The oak that gave Big Oak Flat its name was enormous -- ten feet in diameter, by most accounts, with a canopy that shaded the miners who gathered beneath it. They dug so aggressively for gold around its roots that the tree eventually toppled, victim of the very rush it had come to symbolize. That collapsed giant tells the story of this whole stretch of Tuolumne County foothill country: a place where fortune-seekers stripped the land bare, where boom gave way to quiet, and where the quiet turned out to be the real treasure. Groveland and Big Oak Flat sit at roughly 2,850 feet in the western Sierra Nevada, straddling Highway 120 along the historic route to Yosemite. What began as frantic placer camps in 1849 has mellowed into a community of roughly 3,400 people spread across pine-covered ridges and the private airstrip community of Pine Mountain Lake.
Gold drew the first wave. Miners spreading east from Stockton and the San Joaquin Valley found rich placer deposits along the streams and gulches of what would become Big Oak Flat in 1849. A sizable camp grew almost overnight, part of the constellation of Sierra foothill settlements -- Sonora, Columbia, Jamestown -- that defined the southern mines of the Gold Rush. Big Oak Flat became important enough to serve as a stop on the freight road running from Stockton to Yosemite Valley, a route that hauled supplies to the high country before modern highways existed. Groveland, originally called Garrotte for reasons best left to its own grim history, grew alongside it. By the time the easy gold ran out, the two communities had planted roots deeper than their diggings, sustained by timber, ranching, and the steady trickle of travelers heading for the mountains.
Highway 120, the northern approach to Yosemite National Park, runs directly through Groveland. This geographical accident has defined the town's modern identity. Every summer, a river of cars, campers, and tour buses passes through its single main street, pausing for gas, groceries, and meals at establishments like the Iron Door Saloon, which claims to be the oldest operating saloon in California. The Groveland Ranger District office of the Stanislaus National Forest sits here, managing hundreds of thousands of acres of surrounding public land. For visitors approaching Yosemite from the San Francisco Bay Area or the Central Valley, Groveland is the final settlement of any size -- the place where you fill your tank, check your camping reservations, and take a deep breath before the road begins climbing toward the granite and the waterfalls.
Living in the Sierra foothills means living with fire. A CAL FIRE station sits west of Groveland on Highway 120, and the Groveland Community Services District provides local fire protection -- necessities, not luxuries, in a landscape of dry summers and combustible forest. Temperatures regularly top 90 degrees Fahrenheit in July, and the area averages only 37 inches of annual precipitation, almost none of it falling between May and October.
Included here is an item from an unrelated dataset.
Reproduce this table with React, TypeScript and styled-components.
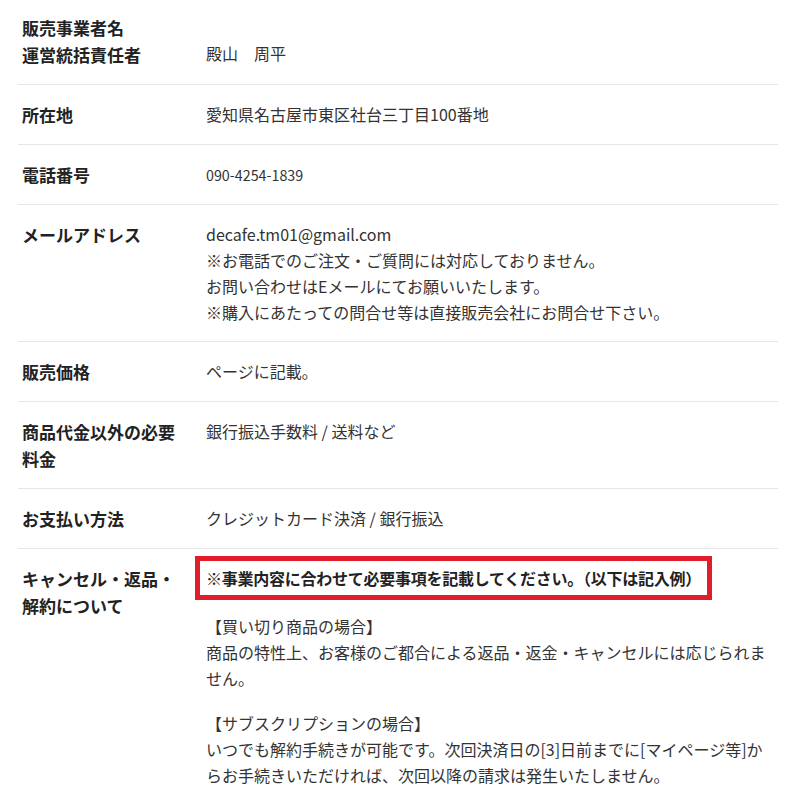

The 2013 Rim Fire, one of the largest wildfires in California history, burned through the surrounding Stanislaus National Forest and into Yosemite itself, forcing evacuations of Groveland and neighboring communities. That fire scarred 257,000 acres and reminded everyone in these foothills that the same dry warmth that makes the landscape beautiful also makes it volatile.
Groveland and Big Oak Flat are unincorporated -- no city council, no mayor, just Tuolumne County governance and the self-organizing rhythms of a small mountain community. The annual 49er Festival, held on the third Saturday of September, celebrates the Gold Rush heritage with the easy enthusiasm of a town that knows its own history. The median age here skews older, around 54, reflecting a population heavy with retirees drawn to the pines, the quiet, and the proximity to public land. Pine Mountain Lake, a gated community with a private airstrip, golf course, and lake, anchors the residential population. Winter brings cold nights dipping below freezing, occasional snow dustings, and the kind of solitude that summer tourists never see. For those who live here year-round, the real Groveland emerges after the last Yosemite-bound car passes through in October.
Located at 37.85°N, 120.21°W in the Sierra Nevada foothills at 2,846 feet elevation. Groveland and Big Oak Flat are visible along Highway 120 heading east toward Yosemite. Pine Mountain Lake, with its private airstrip (Q68/E45), is a distinctive feature to the northeast. The Stanislaus National Forest surrounds the community. Nearby airports include Columbia Airport (O22) approximately 15 miles south and Modesto City-County Airport (MOD) about 60 miles west. The terrain is hilly, forested, and prone to summer haze from wildfire smoke.